On February 1, 1917, Sachsenberg succeeded Oberleutnant von Santen as commanding officer of Marine Feld Jasta I. Marine Feld Jasta II was organized a bit later, and the two were combined into a larger unit, called Marine Jagdgruppe Flandern. Leutnant zur See Sachsenberg was appointed its commanding officer.

A third Jasta was later raised and added to the larger unit. Still later, two more MFJs were raised and added to the parent unit, bringing its strength up to about fifty fighter planes, comparable to an army Jagdgeschwader. Stationed on North Sea coastal airfields, the MFJ units often fought against Royal Naval Air Service aircraft who were stationed in similar circumstances.

Sachsenberg opened his score as a fighter pilot, downing a Farman and a Sopwith 1½ Strutter on May 1, 1917. He scored again eleven days later, claiming a Sopwith Pup into the sea, and then notching a double victory on June 7th to make him an ace.

On August 20, 1917, Sachsenberg was awarded the Knight’s Cross of the Royal House Order of Hohenzollern. By the end of the year, his victory roll stood at eight.

Sachsenberg claimed his ninth victory on March 17, 1918, and continued to score steadily until October 29, 1918, when his 31st kill was confirmed. Midway through this run, Sachsenberg was awarded Germany’s highest military decoration, the Pour le Mérite, on August 5, 1918.

The MJF switched from the Albatros to Fokker D.VIIs in June 1918. They were as colorful and distinctively marked as Manfred von Richthofen’s “Flying Circus” (Jagdgeschwader I). The basic color scheme was yellow and black, with a yellow and black checkerboard being Sachsenberg’s personal motif. It soon spread to the entire unit, with minor variations marking the different pilots.

After the war, Sachsenberg formed Kampfgeschwader Sachsenberg in January 1919, consisting of seven hundred personnel, several of whom were fellow war aces. Based at Riga and Latvia, it gave aerial support to the Freikorps, fighting Russian Communist forces on the Baltic borders of Germany, Lithuania, Latvia, Estonia, and Finland. It was successful in establishing air superiority over its opponent. It mainly flew ground support missions on behalf of the Freikorps. Sachsenberg received a promotion to Oberleutnant on March 5, 1920.

After the Baltic war ended, Sachsenberg initially concerned himself with helping his fellow veterans make the transition back to civil life. He joined with Professor Hugo Junkers, (whose aircraft he had used in the Baltic) and founded Aero Lloyd Airlines. Sachsenberg also concerned himself with the business of his brother’s shipyard, whuch saw the construction of river craft and small coastal ships.

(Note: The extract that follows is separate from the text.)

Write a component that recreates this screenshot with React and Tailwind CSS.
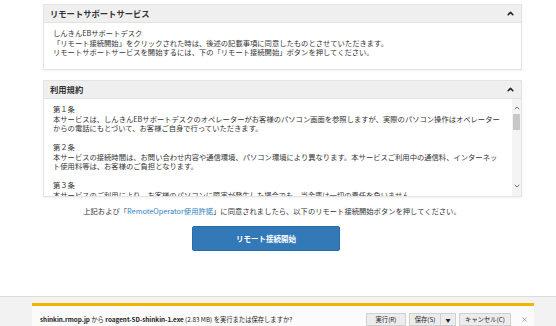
import { ChevronUp, ChevronDown, X } from "lucide-react"

const jp = { fontFamily: '"Noto Sans CJK JP", "Noto Sans", sans-serif' }

function PanelHeader({ title }) {
  return (
    <div className="flex h-[18px] items-center justify-between border-b border-[#e2e2e2] bg-[#efefef] pl-[6px] pr-[6px]">
      <span className="text-[8.3px] font-bold text-[#333]">{title}</span>
      <ChevronUp size={9} strokeWidth={4} className="text-[#222]" />
    </div>
  )
}

export default function App() {
  return (
    <div style={jp} className="flex h-[326px] w-[556px] flex-col overflow-hidden bg-white text-[#333]">
      <div className="h-[296px] shrink-0">
        <div className="ml-[43px] mt-[4px] w-[479px] border border-[#e4e4e4] bg-white shadow-[0_1px_2px_rgba(0,0,0,0.06)]">
          <PanelHeader title="リモートサポートサービス" />
          <div className="px-[9px] pb-[11px] pt-[6px] text-[7.3px] leading-[9.7px]">
            <p>しんきんEBサポートデスク</p>
            <p>「リモート接続開始」をクリックされた時は、後述の記載事項に同意したものとさせていただきます。</p>
            <p>リモートサポートサービスを開始するには、下の「リモート接続開始」ボタンを押してください。</p>
          </div>
        </div>

        <div className="ml-[43px] mt-[10px] w-[479px] border border-[#e4e4e4] bg-white shadow-[0_1px_2px_rgba(0,0,0,0.06)]">
          <PanelHeader title="利用規約" />
          <div className="flex h-[97px]">
            <div className="flex-1 overflow-hidden pl-[9px] pr-[8px] pt-[6px] text-[7.3px] leading-[9.5px]">
              <p>第１条</p>
              <p>本サービスは、しんきんEBサポートデスクのオペレーターがお客様のパソコン画面を参照しますが、実際のパソコン操作はオペレーターからの電話にもとづいて、お客様ご自身で行っていただきます。</p>
              <p className="mt-[9.5px]">第２条</p>
              <p>本サービスの接続時間は、お問い合わせ内容や通信環境、パソコン環境により異なります。本サービスご利用中の通信料、インターネット使用料等は、お客様のご負担となります。</p>
              <p className="mt-[9.5px]">第３条</p>
              <p>本サービスのご利用により、お客様のパソコンに障害が発生した場合でも、当金庫は一切の責任を負いません。</p>
            </div>
            <div className="flex w-[9px] flex-col items-center bg-[#f4f4f4]">
              <ChevronUp size={8} strokeWidth={2.5} className="mt-[5px] text-[#555]" />
              <div className="mt-[2px] h-[16px] w-[7px] bg-[#c8c8c8]" />
              <div className="flex-1" />
              <ChevronDown size={8} strokeWidth={2.5} className="mb-[6px] text-[#555]" />
            </div>
          </div>
        </div>

        <p className="mt-[9px] w-[544px] text-center text-[7.3px] leading-[10px]">
          上記および「<span className="text-[#2f7fc1]">RemoteOperator使用許諾</span>」に同意されましたら、以下のリモート接続開始ボタンを押してください。
        </p>

        <button className="ml-[192px] mt-[10px] flex h-[25px] w-[148px] items-center justify-center rounded-[2px] border border-[#2a6aa6] bg-[#3379b8] text-[7.5px] font-bold text-white">
          リモート接続開始
        </button>
      </div>

      <div className="flex-1 border-t border-[#dcdcdc] bg-[#f2f2f2] pt-[6px]">
        <div className="ml-[32px] flex h-[30px] w-[502px] items-center border-t-[3px] border-[#f0b400] bg-[#fbfbfb] pl-[8px] pr-[4px] text-[6.3px] text-[#222]">
          <span className="flex-1">
            <b className="font-semibold">shinkin.rmop.jp</b> から <b className="font-semibold">roagent-SD-shinkin-1.exe</b> (2.83 MB) を実行または保存しますか?
          </span>
          <div className="flex items-center">
            <span className="flex h-[13px] w-[40px] items-center justify-center border border-[#d0d0d0] bg-[#ececec]">実行(R)</span>
            <span className="ml-[3px] flex h-[13px] w-[32px] items-center justify-center border border-[#d0d0d0] bg-[#ececec]">保存(S)</span>
            <span className="flex h-[13px] w-[15px] items-center justify-center border border-l-0 border-[#d0d0d0] bg-[#ececec] text-[5px]">▼</span>
            <span className="ml-[3px] flex h-[13px] w-[52px] items-center justify-center border border-[#d0d0d0] bg-[#ececec]">キャンセル(C)</span>
            <X size={7} strokeWidth={2} className="ml-[10px] mr-[2px] text-[#777]" />
          </div>
        </div>
      </div>
    </div>
  )
}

Sachsenberg soon became interested in politics and was elected to the German Parliament. He represented Liegnitz from July 1932 onwards and took a pacifist stance.

He wrote and published articles decrying Germany’s military buildup toward war, and especially its establishment of the Luftwaffe. Sachsenberg predicted it would bring war home to the Fatherland. In retribution for his vocal “defeatism”, the Nazis held a secret trial in absentia, although Sachsenberg escaped the consequences of conviction, because the family shipyard was producing military ships.

In the mid-1930s, Sachsenberg allied himself with hydrofoil ship pioneer Hanns von Schertel. Hydrofoil ships with speeds of more than thirty knots (faster than any warships at the time) attracted the attention of the German Ministry of Transportation and Finance, the German Navy, and the German Air Force (Luftwaffe). Commercial exploitation of the hydrofoil was cut short by the outbreak of the Second World War. Several military hydrofoils of differing sizes, with speeds up to sixty knots, were acquired during the war. However, they were only prototypes, and most fell prey to damage of one sort or another. The end of World War II brought the Soviet occupation of Dessau and the acquisition of its shipyard.

Sachsenberg and Shertel set up a new hydrofoil operation named Supramar in Switzerland. In 1953, they finally saw the first commercial hydrofoil in operation between Ascona, Switzerland, and Arona, Italy on Lake Maggiore. The hydrofoil concept gradually spread to the rest of the world.

However, Gotthard Sachsenberg did not live to see its general use. He died in Bremen of a heart attack on August 23, 1961 at the age of sixty-nine.